Raw data
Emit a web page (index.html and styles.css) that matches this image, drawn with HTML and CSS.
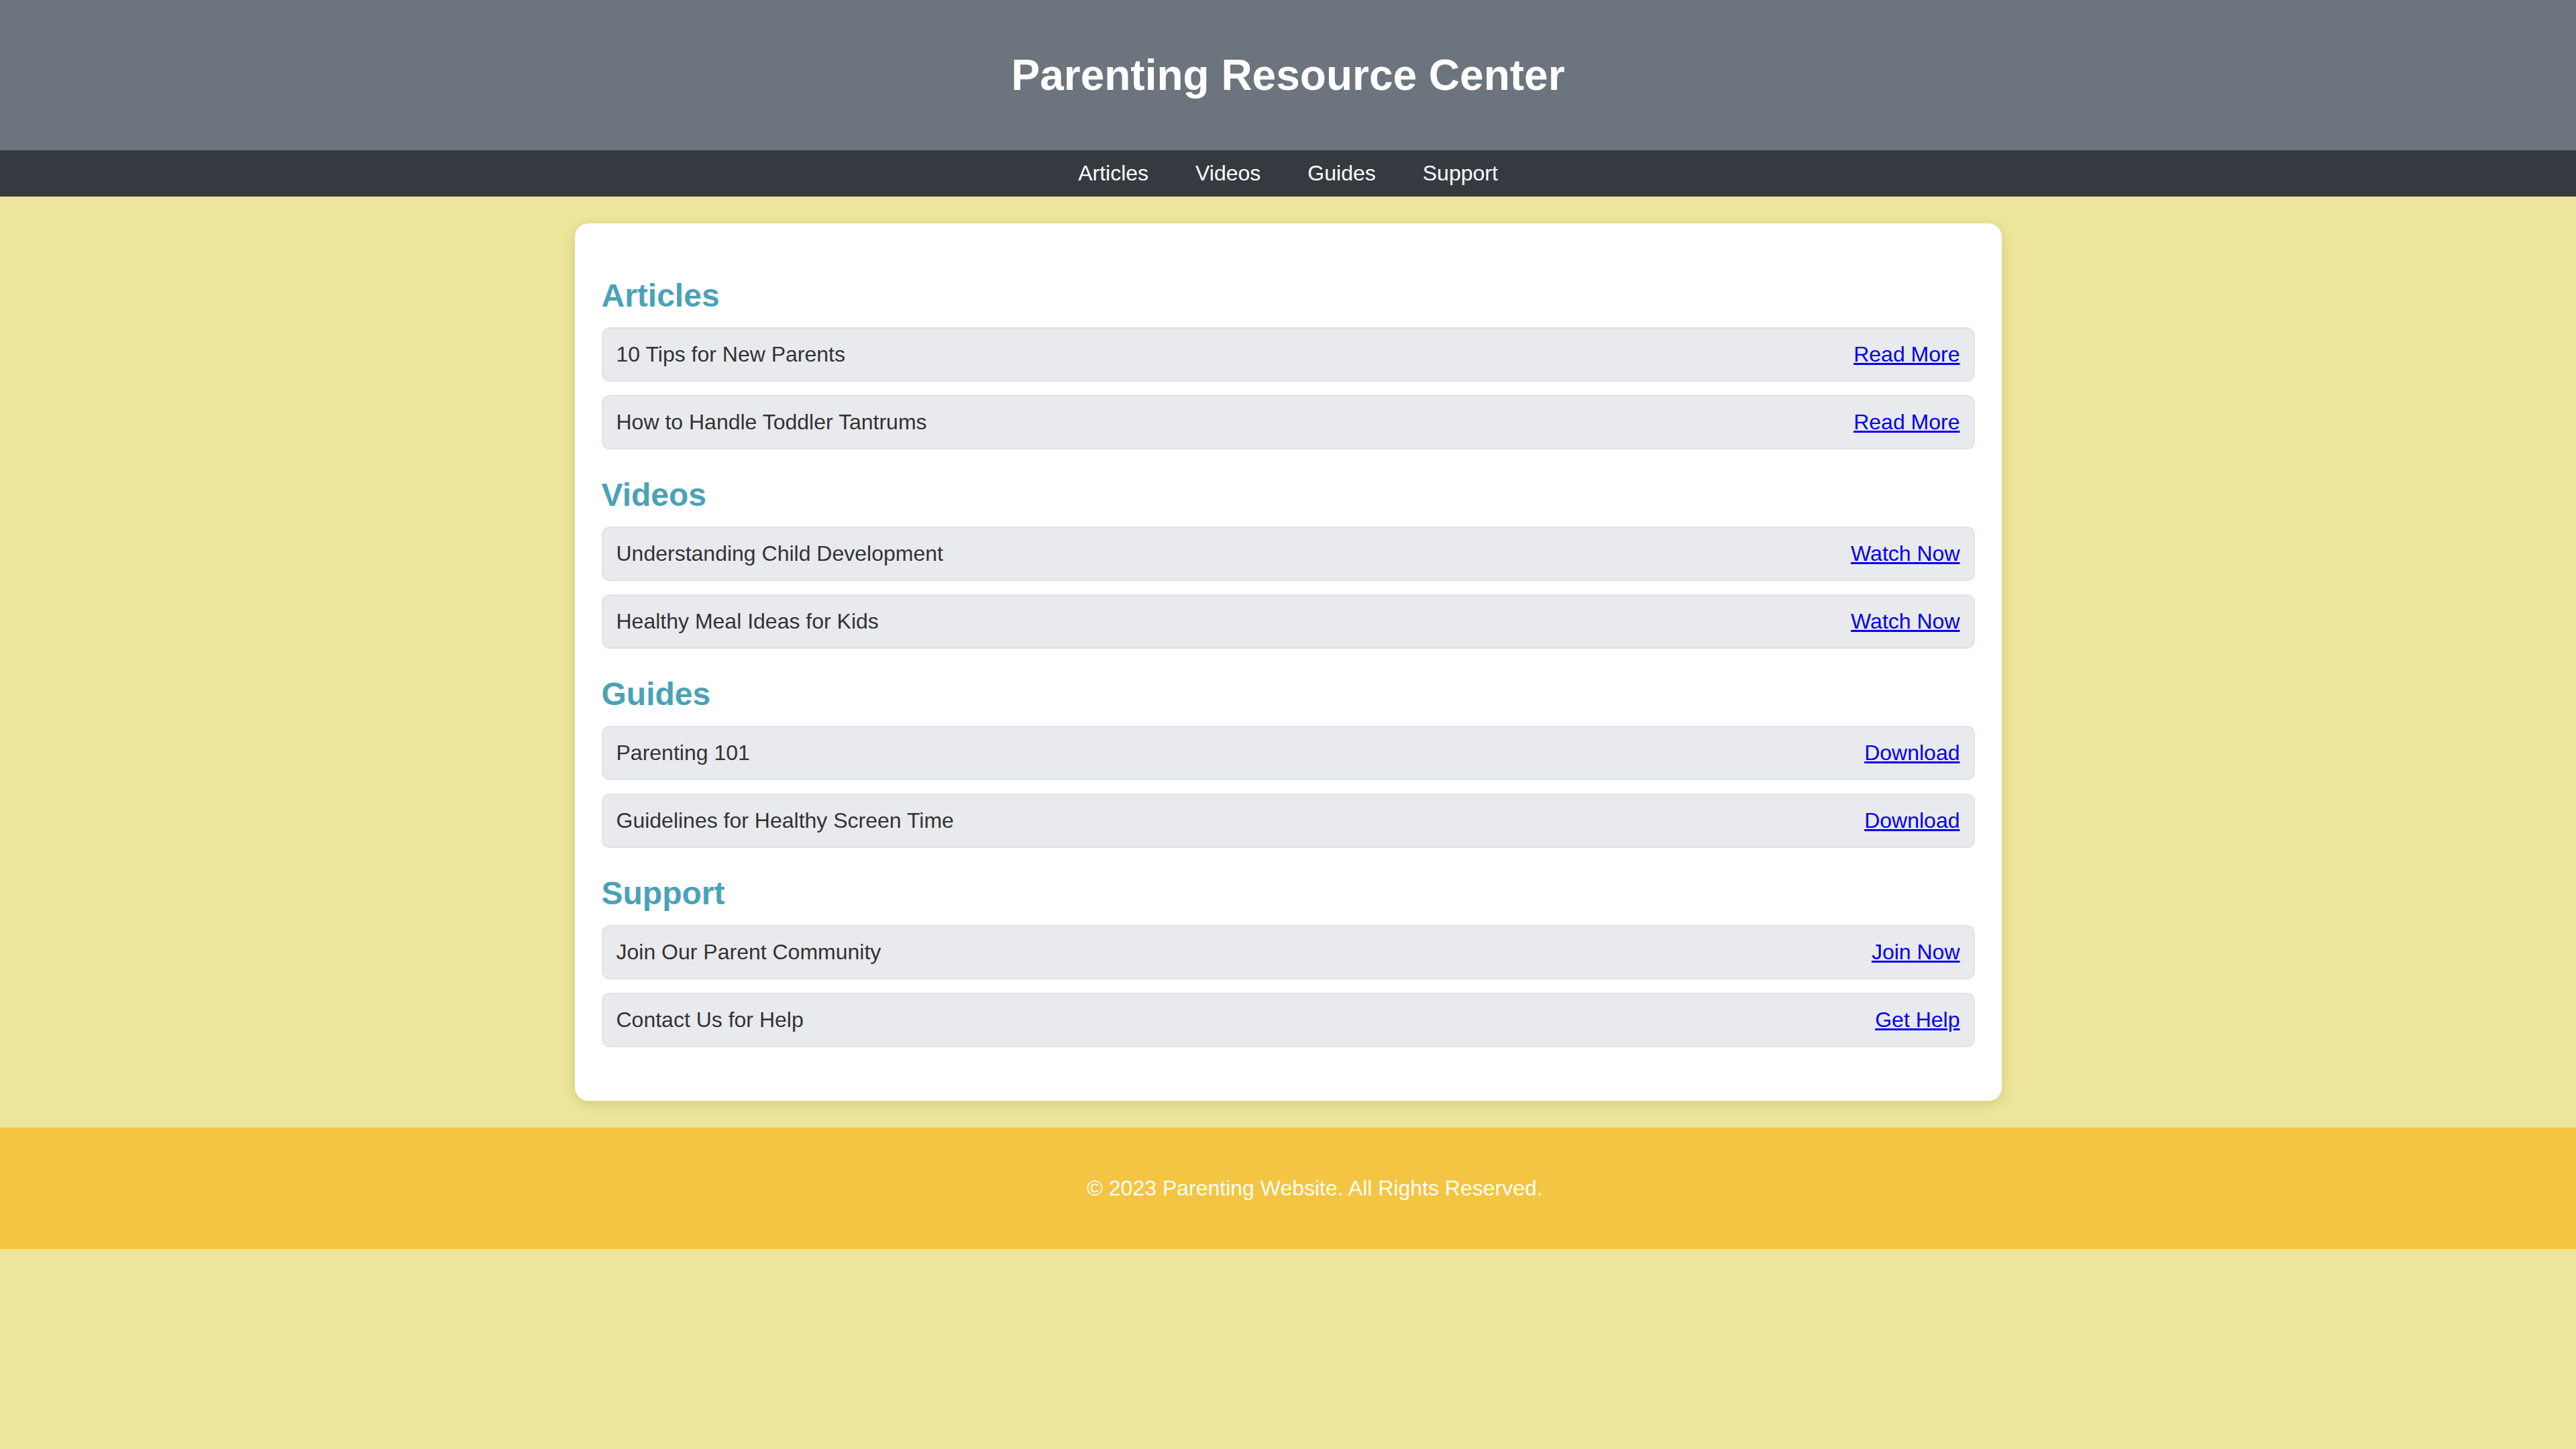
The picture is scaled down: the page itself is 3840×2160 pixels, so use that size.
FILE: index.html
```html
<!DOCTYPE html>
<html lang="en">
<head>
<meta charset="utf-8">
<title>Parenting Resource Center</title>
<link rel="stylesheet" href="styles.css">
</head>
<body>
<header class="site-header">
  <h1 class="site-title">Parenting Resource Center</h1>
</header>
<nav class="site-nav">
  <a href="#articles">Articles</a>
  <a href="#videos">Videos</a>
  <a href="#guides">Guides</a>
  <a href="#support">Support</a>
</nav>
<main class="card">
  <section class="section" id="articles">
    <h2 class="section-title">Articles</h2>
    <div class="item"><span class="item-name">10 Tips for New Parents</span><a href="#">Read More</a></div>
    <div class="item"><span class="item-name">How to Handle Toddler Tantrums</span><a href="#">Read More</a></div>
  </section>
  <section class="section" id="videos">
    <h2 class="section-title">Videos</h2>
    <div class="item"><span class="item-name">Understanding Child Development</span><a href="#">Watch Now</a></div>
    <div class="item"><span class="item-name">Healthy Meal Ideas for Kids</span><a href="#">Watch Now</a></div>
  </section>
  <section class="section" id="guides">
    <h2 class="section-title">Guides</h2>
    <div class="item"><span class="item-name">Parenting 101</span><a href="#">Download</a></div>
    <div class="item"><span class="item-name">Guidelines for Healthy Screen Time</span><a href="#">Download</a></div>
  </section>
  <section class="section" id="support">
    <h2 class="section-title">Support</h2>
    <div class="item"><span class="item-name">Join Our Parent Community</span><a href="#">Join Now</a></div>
    <div class="item"><span class="item-name">Contact Us for Help</span><a href="#">Get Help</a></div>
  </section>
</main>
<footer class="site-footer">
  <p>&copy; 2023 Parenting Website. All Rights Reserved.</p>
</footer>
</body>
</html>
```
FILE: styles.css
```css
html, body {
  margin: 0;
  padding: 0;
}
body {
  background: #ede599;
  font-family: "Liberation Sans", Arial, Helvetica, sans-serif;
  font-size: 32px;
  line-height: normal;
  color: #333333;
}
.site-header {
  background: #6c757d;
  color: #ffffff;
  text-align: center;
  padding: 32px 0;
}
.site-title {
  margin: 43px 0;
  font-size: 64px;
  font-weight: bold;
}
.site-nav {
  background: #343a40;
  display: flex;
  justify-content: center;
  gap: 70px;
  padding: 16px 0;
}
.site-nav a {
  color: #ffffff;
  text-decoration: none;
}
.card {
  display: block;
  box-sizing: border-box;
  width: 2127px;
  margin: 40px auto;
  padding: 40px;
  background: #ffffff;
  border-radius: 20px;
  box-shadow: 0 4px 20px rgba(0, 0, 0, 0.12);
}
.section {
  margin-bottom: 40px;
}
.section-title {
  color: #4aa2b6;
  font-size: 48px;
  font-weight: bold;
  margin: 40px 0 20px;
}
.item {
  display: flex;
  justify-content: space-between;
  align-items: center;
  background: #e9eaee;
  border: 2px solid #e2e3e6;
  border-radius: 12px;
  padding: 20px 20px;
  margin-bottom: 20px;
}
.item-name {
  color: #333333;
}
.item a {
  color: #0000ee;
  text-decoration: underline;
}
.site-footer {
  background: #f4c542;
  color: #ffffff;
  text-align: center;
  padding: 40px 0 40px 80px;
}
.site-footer p {
  margin: 32px 0;
}
```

What the task requires
Copy the listing in full and without alteration, omitting every picture.

Problem solution
Emit a web page (index.html and styles.css) that matches this image, drawn with HTML and CSS.
The picture is scaled down: the page itself is 3840×2160 pixels, so use that size.
FILE: index.html
```html
<!DOCTYPE html>
<html lang="en">
<head>
<meta charset="utf-8">
<title>Parenting Resource Center</title>
<link rel="stylesheet" href="styles.css">
</head>
<body>
<header class="site-header">
  <h1 class="site-title">Parenting Resource Center</h1>
</header>
<nav class="site-nav">
  <a href="#articles">Articles</a>
  <a href="#videos">Videos</a>
  <a href="#guides">Guides</a>
  <a href="#support">Support</a>
</nav>
<main class="card">
  <section class="section" id="articles">
    <h2 class="section-title">Articles</h2>
    <div class="item"><span class="item-name">10 Tips for New Parents</span><a href="#">Read More</a></div>
    <div class="item"><span class="item-name">How to Handle Toddler Tantrums</span><a href="#">Read More</a></div>
  </section>
  <section class="section" id="videos">
    <h2 class="section-title">Videos</h2>
    <div class="item"><span class="item-name">Understanding Child Development</span><a href="#">Watch Now</a></div>
    <div class="item"><span class="item-name">Healthy Meal Ideas for Kids</span><a href="#">Watch Now</a></div>
  </section>
  <section class="section" id="guides">
    <h2 class="section-title">Guides</h2>
    <div class="item"><span class="item-name">Parenting 101</span><a href="#">Download</a></div>
    <div class="item"><span class="item-name">Guidelines for Healthy Screen Time</span><a href="#">Download</a></div>
  </section>
  <section class="section" id="support">
    <h2 class="section-title">Support</h2>
    <div class="item"><span class="item-name">Join Our Parent Community</span><a href="#">Join Now</a></div>
    <div class="item"><span class="item-name">Contact Us for Help</span><a href="#">Get Help</a></div>
  </section>
</main>
<footer class="site-footer">
  <p>&copy; 2023 Parenting Website. All Rights Reserved.</p>
</footer>
</body>
</html>
```
FILE: styles.css
```css
html, body {
  margin: 0;
  padding: 0;
}
body {
  background: #ede599;
  font-family: "Liberation Sans", Arial, Helvetica, sans-serif;
  font-size: 32px;
  line-height: normal;
  color: #333333;
}
.site-header {
  background: #6c757d;
  color: #ffffff;
  text-align: center;
  padding: 32px 0;
}
.site-title {
  margin: 43px 0;
  font-size: 64px;
  font-weight: bold;
}
.site-nav {
  background: #343a40;
  display: flex;
  justify-content: center;
  gap: 70px;
  padding: 16px 0;
}
.site-nav a {
  color: #ffffff;
  text-decoration: none;
}
.card {
  display: block;
  box-sizing: border-box;
  width: 2127px;
  margin: 40px auto;
  padding: 40px;
  background: #ffffff;
  border-radius: 20px;
  box-shadow: 0 4px 20px rgba(0, 0, 0, 0.12);
}
.section {
  margin-bottom: 40px;
}
.section-title {
  color: #4aa2b6;
  font-size: 48px;
  font-weight: bold;
  margin: 40px 0 20px;
}
.item {
  display: flex;
  justify-content: space-between;
  align-items: center;
  background: #e9eaee;
  border: 2px solid #e2e3e6;
  border-radius: 12px;
  padding: 20px 20px;
  margin-bottom: 20px;
}
.item-name {
  color: #333333;
}
.item a {
  color: #0000ee;
  text-decoration: underline;
}
.site-footer {
  background: #f4c542;
  color: #ffffff;
  text-align: center;
  padding: 40px 0 40px 80px;
}
.site-footer p {
  margin: 32px 0;
}
```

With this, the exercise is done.